Deduplication Summary:
Message Type | Original Count | Removed | Deduplicated Count
mms | 14341 | 0 | 14341
sms | 19676 | 0 | 19676
No duplicate messages found. Skipping writing of output file.
The log file contains sections of the following form for each removed message.
Removing mms:
date: 1680729606000
address: <REDACTED #1> | <REDACTED #2>
text: look at this amazing picture!
m_type: 128
type: 137 | 151
In favor of keeping mms:
date: 1680729606000
address: <REDACTED #1> | <REDACTED #2>
text: look at this amazing picture!
m_type: 128
type: 137 | 151
data: <LENGTH 539706 OMISSION>
The full usage information with a few optional features is below.
usage: dedupe_texts.py [-h] [--default-country-code [DEFAULT_COUNTRY_CODE]]
[--ignore-date-milliseconds]
[--ignore-whitespace-differences] [--aggressive]
input_file [output_file] [log_file]
Deduplicate text messages from XML backup.
positional arguments:
input_file The input XML to deduplicate.
output_file The output file to save deduplicated entries. Defaults
to the input filepath with "_deduplicated" appended to
the filename.
log_file The log file to record details of each removed
message. Defaults to the input filepath with
"_deduplication.log" appended to the filename.
options:
-h, --help show this help message and exit
--default-country-code [DEFAULT_COUNTRY_CODE]
Default country code to assume if a phone number has
no country code. Treat phone numbers as identical if
they include this country code or none at all.
Defaults to +1 (United States / Canada).
--ignore-date-milliseconds
Ignore millisecond precision in dates if timestamps
are slightly inconsistent. Treat identical messages as
duplicates if received in the same second.
--ignore-whitespace-differences
Ignore whitespace differences in text messages. Treat
identical messages as duplicates if they differ only
in the type of whitespace or leading/trailing spaces.
--aggressive Only consider timestamp and body/text/data in
identifying duplicates. Treat any matching messages as
duplicates, regardless of address, messaging protocol
(SMS, MMS, RCS, etc.), or other fields.
Note that
- SMS Backup & Restore avoids restoring duplicates by default, and
- Most messaging clients/apps actually hide deleted conversations before they are deleted internally (they continue the deletion work in the background)
Thus, if you flag conversations for deletion and then start restoring from backup (without verifying the message deletion has completed internally), you may lose messages!
In these cases, the backup restoration essentially detects duplicates of messages that were mid-deletion and only completes a partial restore.

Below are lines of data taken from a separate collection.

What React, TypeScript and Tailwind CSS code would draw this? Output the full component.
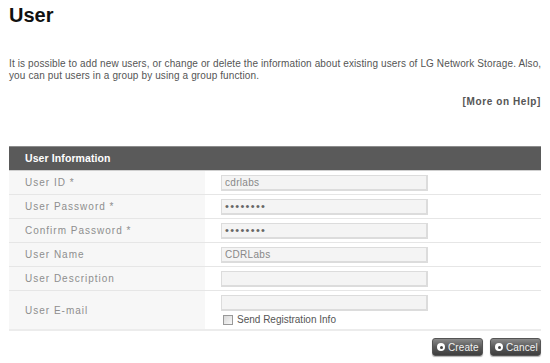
const rows = [
  { label: "User ID *", value: "cdrlabs" },
  { label: "User Password *", value: "••••••••", secret: true },
  { label: "Confirm Password *", value: "••••••••", secret: true },
  { label: "User Name", value: "CDRLabs" },
  { label: "User Description", value: "" },
];

const Field = ({ value, secret }: { value: string; secret?: boolean }) => (
  <div
    className={`w-[207px] h-[16px] bg-[#f4f4f4] border border-[#dcdcdc] border-b-2 border-r-2 pl-[3px] flex items-center ${
      secret ? "text-[11px] tracking-[1.3px] text-[#666]" : "text-[10px] tracking-[0.3px] text-[#888]"
    }`}
  >
    {value}
  </div>
);

const Btn = ({ label }: { label: string }) => (
  <button className="h-[18px] w-[51px] pl-[4px] flex items-center gap-[3px] rounded-[3px] bg-gradient-to-b from-[#8a8a8a] via-[#5a5a5a] to-[#3e3e3e] border border-[#555] text-[#f2f2f2] text-[10px] tracking-[0.1px] shadow-[0_1px_1px_rgba(0,0,0,0.3)]">
    <span className="w-[8px] h-[8px] rounded-full bg-white flex items-center justify-center">
      <span className="w-[3px] h-[3px] rounded-full bg-[#444]" />
    </span>
    {label}
  </button>
);

export default function App() {
  return (
    <div className="w-[550px] h-[363px] bg-white px-[9px] overflow-hidden font-['Liberation_Sans',Arial,sans-serif]">
      <h1 className="pt-[3px] text-[20px] leading-[24px] font-bold text-[#111]">User</h1>

      <p className="mt-[31px] text-[10px] leading-[12px] text-[#555] tracking-[0.12px] whitespace-nowrap">
        It is possible to add new users, or change or delete the information about existing users of LG Network Storage. Also,
        <br />
        you can put users in a group by using a group function.
      </p>

      <div className="mt-[14px] text-right text-[10px] leading-[12px] font-bold text-[#555] tracking-[0.6px]">
        [More on Help]
      </div>

      <div className="mt-[38px] border-t border-[#8c8c8c]">
        <div className="h-[23px] bg-[#5a5a5a] pl-[16px] flex items-center text-[10.5px] font-bold text-white tracking-[0.1px]">
          User Information
        </div>
        <div className="border-t border-[#cfcfcf]">
          {rows.map((r) => (
            <div key={r.label} className="flex h-[24px] border-b border-[#e6e6e6]">
              <div className="w-[196px] bg-[#f7f7f7] pl-[16px] flex items-center text-[10px] text-[#8e8e8e] tracking-[1px]">
                {r.label}
              </div>
              <div className="flex-1 pl-[16px] flex items-center">
                <Field value={r.value} secret={r.secret} />
              </div>
            </div>
          ))}
          <div className="flex h-[40px] border-b-2 border-[#ececec]">
            <div className="w-[196px] bg-[#f7f7f7] pl-[16px] flex items-center text-[10px] text-[#8e8e8e] tracking-[1px]">
              User E-mail
            </div>
            <div className="flex-1 pl-[16px] pt-[4px] flex flex-col gap-[3px]">
              <Field value="" />
              <label className="flex items-center gap-[4px] text-[10px] leading-[12px] text-[#555]">
                <span className="w-[10px] h-[10px] ml-[2px] border border-[#999] bg-gradient-to-br from-[#d8d8d8] to-[#f8f8f8]" />
                Send Registration Info
              </label>
            </div>
          </div>
        </div>
      </div>

      <div className="mt-[7px] flex justify-end gap-[7px]">
        <Btn label="Create" />
        <Btn label="Cancel" />
      </div>
    </div>
  );
}
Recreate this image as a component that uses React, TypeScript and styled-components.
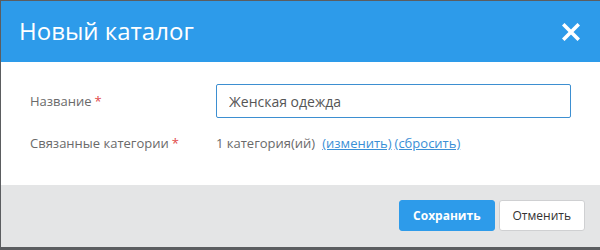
import React from "react";
import styled, { createGlobalStyle } from "styled-components";

const Global = createGlobalStyle`
  html, body { margin: 0; padding: 0; background: #5b5d60; }
  body { font-family: "Open Sans", "Liberation Sans", sans-serif; }
  #root { width: 600px; height: 250px; }
`;

const Backdrop = styled.div`
  width: 600px;
  height: 250px;
  box-sizing: border-box;
  padding: 1px 0 3px 1px;
  background: #5b5d60;
`;

const Modal = styled.div`
  height: 100%;
  display: flex;
  flex-direction: column;
  background: #fff;
`;

const Header = styled.div`
  height: 61px;
  flex: none;
  background: #2d9bea;
  display: flex;
  align-items: center;
  justify-content: space-between;
  padding: 0 20px 0 18px;
`;

const Title = styled.h1`
  margin: 0;
  font-size: 24px;
  font-weight: 400;
  color: #fff;
  line-height: 1;
  padding-bottom: 2px;
`;

const Close = styled.button`
  border: none;
  background: none;
  padding: 0;
  width: 18px;
  height: 18px;
  display: flex;
  cursor: pointer;
`;

const Body = styled.div`
  flex: 1;
  padding: 22px 28px 0 29px;
  display: flex;
  flex-direction: column;
  gap: 9px;
`;

const Row = styled.div<{ $h: number }>`
  display: grid;
  grid-template-columns: 186px 355px;
  align-items: center;
  min-height: ${(p) => p.$h}px;
`;

const Label = styled.span`
  font-size: 13px;
  color: #6a6a6a;
`;

const Req = styled.span`
  color: #e14a4a;
  margin-left: 3px;
`;

const Input = styled.input`
  box-sizing: border-box;
  width: 355px;
  height: 34px;
  border: 1px solid #3d8fd1;
  border-radius: 2px;
  padding: 0 12px;
  font-family: inherit;
  font-size: 14px;
  color: #555;
  outline: none;
`;

const Value = styled.span`
  font-size: 13px;
  color: #6a6a6a;
  display: flex;
  gap: 3px;
`;

const Link = styled.a`
  color: #3a8fd6;
  text-decoration: underline;
  cursor: pointer;
  &:first-of-type { margin-left: 4px; }
`;

const Footer = styled.div`
  height: 61px;
  flex: none;
  background: #e4e5e6;
  display: flex;
  align-items: center;
  justify-content: flex-end;
  gap: 4px;
  padding: 0 15px 1px 0;
`;

const Button = styled.button<{ $primary?: boolean }>`
  height: 31px;
  box-sizing: border-box;
  border-radius: 3px;
  font-family: inherit;
  font-size: 12px;
  padding: 0 13px;
  font-weight: ${(p) => (p.$primary ? 700 : 400)};
  color: ${(p) => (p.$primary ? "#fff" : "#333")};
  background: ${(p) => (p.$primary ? "#2d9bea" : "#fff")};
  border: 1px solid ${(p) => (p.$primary ? "#2d9bea" : "#cfd0d2")};
`;

export default function App() {
  return (
    <>
      <Global />
      <Backdrop>
        <Modal>
          <Header>
            <Title>Новый каталог</Title>
            <Close aria-label="Закрыть">
              <svg width="18" height="18" viewBox="0 0 18 18">
                <path d="M2.5 2.5 L15.5 15.5 M15.5 2.5 L2.5 15.5" stroke="#fff" strokeWidth="3.6" strokeLinecap="square" />
              </svg>
            </Close>
          </Header>
          <Body>
            <Row $h={34}>
              <Label>
                Название<Req>*</Req>
              </Label>
              <Input defaultValue="Женская одежда" />
            </Row>
            <Row $h={32}>
              <Label>
                Связанные категории<Req>*</Req>
              </Label>
              <Value>
                1 категория(ий)
                <Link>(изменить)</Link>
                <Link>(сбросить)</Link>
              </Value>
            </Row>
          </Body>
          <Footer>
            <Button $primary>Сохранить</Button>
            <Button>Отменить</Button>
          </Footer>
        </Modal>
      </Backdrop>
    </>
  );
}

E.g.,
- With duplicates where some messages have data attachments and others do not, you may lose images, shared contacts, etc. from text messages
- Some messaging clients may continue the deletion after the backup is restored, in which case you will simply lose entire messages or conversations
With this in mind, to deduplicate messages on a device itself, you should
- Perform the backup and deduplicate it (retain both versions, just in case)
- Confirm you have not received any new messages in the meantime (consider using airplane mode)
- Mass-delete your text messages
- Wait a few minutes (the time required depends on your phone's processing speed, the number of messages, etc.)
- Clear your messaging client's data (
App Info > Storage > Clear Data
) to force a refresh of the text message view - Confirm that no messages appear in the view. Otherwise, return to step #2
- Restore from the deduplicated backup and verify that all messages were restored before removing the original (non-deduplicated) backup file
For step #7, consider keeping the restoration's duplicate check enabled. If it detects any duplicates when restoring to a phone that appears to have zero existing text messages, that should be a major warning that something has gone wrong.
Moreover, if you create a new backup afterward, it should not be much smaller than the one you restored from!
This tool is somewhat inspired by legacy work by radj, but is significantly simpler, much more up to date, requires far fewer dependencies/setup, and supports MMS messages.